Purchasing an Indiana fishing license is as easy as pie. You can do it online, in person, or by mail. Here’s a step-by-step guide on how to go about it.

Online Purchase

The Indiana DNR provides an online portal for purchasing fishing licenses. To purchase a license online, you need to create an account in Access Indiana to login to your DNR Fish & Wildlife online portal. The system supports the latest versions of Microsoft Edge, Internet Explorer, Firefox, Safari, and Google Chrome.

Once you’ve logged in, you can purchase your Indiana resident and non-resident fishing licenses. The portal also allows you to access the CheckIN Game system, apply for reserved hunts, find your customer ID, and register for your harvest information program (HIP) number.

Payment forms accepted include MasterCard, Visa, and Discover. Online license purchases have an additional $1 per license fee for system-support maintenance and updates and an additional $0.40 plus a 1.96 percent credit card company fee on each transaction.

After purchasing a license, you should print it on your printer. If buying on a mobile device, the system will generate an electronic PDF copy that can be saved.

In-Person Purchase

You can also purchase your fishing license in person at a county clerk’s office, at most DNR properties, or at the DNR Customer Service Center in Indianapolis. Resident licenses can also be purchased in person at a license retailer.

Purchase By Mail

To purchase a license by mail, send your order with the following details: Name, Date of birth, Complete address, city, state, zip, phone number, Height, weight, color of hair and eyes, Social Security number (this is mandatory), and Specify the licenses, including the season (i.e., deer for muzzleloaders).

Send check, money order, or credit card number and expiration date for licenses made payable to Indiana DNR: Licenses DNR Customer Service Center 402 W. Washington St., Rm. W160 Indianapolis, IN 46204-2739.

License Fees

The license fees for 2023 are as follows:

  • Annual Fishing: $23 for residents, $60 for non-residents
  • One-Day Fishing (includes Trout/Salmon): $10 for residents, $15 for non-residents
  • Seven-Day Fishing: N/A for residents, $35 for non-residents
  • Senior Annual Fishing: $3 for residents, N/A for non-residents
  • Senior Fish for Life: $23 for residents, N/A for non-residents
  • Trout/Salmon Stamp: $11 for both residents and non-residents
  • Annual Hunting and Fishing: $32 for residents, N/A for non-residents
  • Disabled American Veterans Hunt/Fish: $2.75 for residents, N/A for non-residents
  • Disabled American Veterans 10-Year Hunt/Fish: $27.50 for residents, N/A for non-residents.

Please note that these fees are valid from April 1, 2023, through March 31, 2024.

Important Information

Before purchasing a license, note that an Indiana resident is a person who has established a true fixed and permanent home and primary residence in Indiana for 60 consecutive days prior to buying a license or permit and does not claim residency for hunting, trapping, or fishing in another state or country. All others are non-residents.
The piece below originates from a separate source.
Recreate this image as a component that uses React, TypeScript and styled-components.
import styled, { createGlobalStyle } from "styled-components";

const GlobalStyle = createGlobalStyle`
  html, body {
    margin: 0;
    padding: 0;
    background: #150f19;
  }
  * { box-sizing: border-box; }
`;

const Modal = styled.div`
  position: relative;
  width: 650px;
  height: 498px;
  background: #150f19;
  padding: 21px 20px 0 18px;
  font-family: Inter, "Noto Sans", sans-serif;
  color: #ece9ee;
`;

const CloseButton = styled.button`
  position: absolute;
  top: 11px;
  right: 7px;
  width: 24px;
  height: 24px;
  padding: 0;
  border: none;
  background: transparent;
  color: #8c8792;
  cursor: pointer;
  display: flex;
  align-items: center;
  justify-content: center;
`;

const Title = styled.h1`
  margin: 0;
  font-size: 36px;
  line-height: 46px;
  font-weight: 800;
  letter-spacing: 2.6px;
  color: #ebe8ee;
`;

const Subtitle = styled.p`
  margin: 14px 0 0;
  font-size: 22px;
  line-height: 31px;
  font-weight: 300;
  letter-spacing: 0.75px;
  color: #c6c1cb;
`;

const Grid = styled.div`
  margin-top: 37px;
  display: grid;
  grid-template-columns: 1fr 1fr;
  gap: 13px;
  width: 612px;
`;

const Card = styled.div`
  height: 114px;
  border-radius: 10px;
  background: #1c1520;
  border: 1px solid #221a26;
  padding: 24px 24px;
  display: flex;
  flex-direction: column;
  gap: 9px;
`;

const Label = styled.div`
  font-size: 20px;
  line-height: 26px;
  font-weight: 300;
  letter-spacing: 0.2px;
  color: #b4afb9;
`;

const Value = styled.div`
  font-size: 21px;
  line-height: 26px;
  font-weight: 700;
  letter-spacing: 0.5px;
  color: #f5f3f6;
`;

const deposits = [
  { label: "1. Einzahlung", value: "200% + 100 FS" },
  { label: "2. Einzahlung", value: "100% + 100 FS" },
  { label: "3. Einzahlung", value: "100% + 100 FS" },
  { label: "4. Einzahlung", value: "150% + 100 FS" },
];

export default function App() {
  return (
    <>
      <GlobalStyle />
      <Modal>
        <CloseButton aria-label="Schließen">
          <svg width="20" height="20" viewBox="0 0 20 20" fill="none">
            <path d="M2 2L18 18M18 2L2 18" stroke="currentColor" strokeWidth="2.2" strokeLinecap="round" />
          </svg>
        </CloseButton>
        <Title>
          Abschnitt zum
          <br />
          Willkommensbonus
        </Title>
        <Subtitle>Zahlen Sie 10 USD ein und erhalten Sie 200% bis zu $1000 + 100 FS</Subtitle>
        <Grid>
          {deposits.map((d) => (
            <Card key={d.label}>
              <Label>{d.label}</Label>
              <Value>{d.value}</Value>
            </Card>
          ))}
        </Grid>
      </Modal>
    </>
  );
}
Licenses are non-transferable and non-refundable. Make sure the license purchase is correct before submission. Verify address, date of birth, and physical description (i.e., hair and eye color).

After purchasing a license, carry a signed license (and applicable federal stamps and HIP number) or the electronic copy on you while fishing, hunting, or trapping. Present or show the license upon request from a DNR Conservation Officer or any other authorized law enforcement officer.

Remember, fishing without a license can result in fines and penalties. So, make sure you have a valid license before you cast your line.

In conclusion, getting a fishing license in Indiana is a breeze, but it’s crucial to understand the requirements and regulations to ensure you’re fishing legally. Always remember to carry your signed license or electronic copy while fishing and present it upon request from a DNR Conservation Officer or any other authorized law enforcement officer. Happy fishing!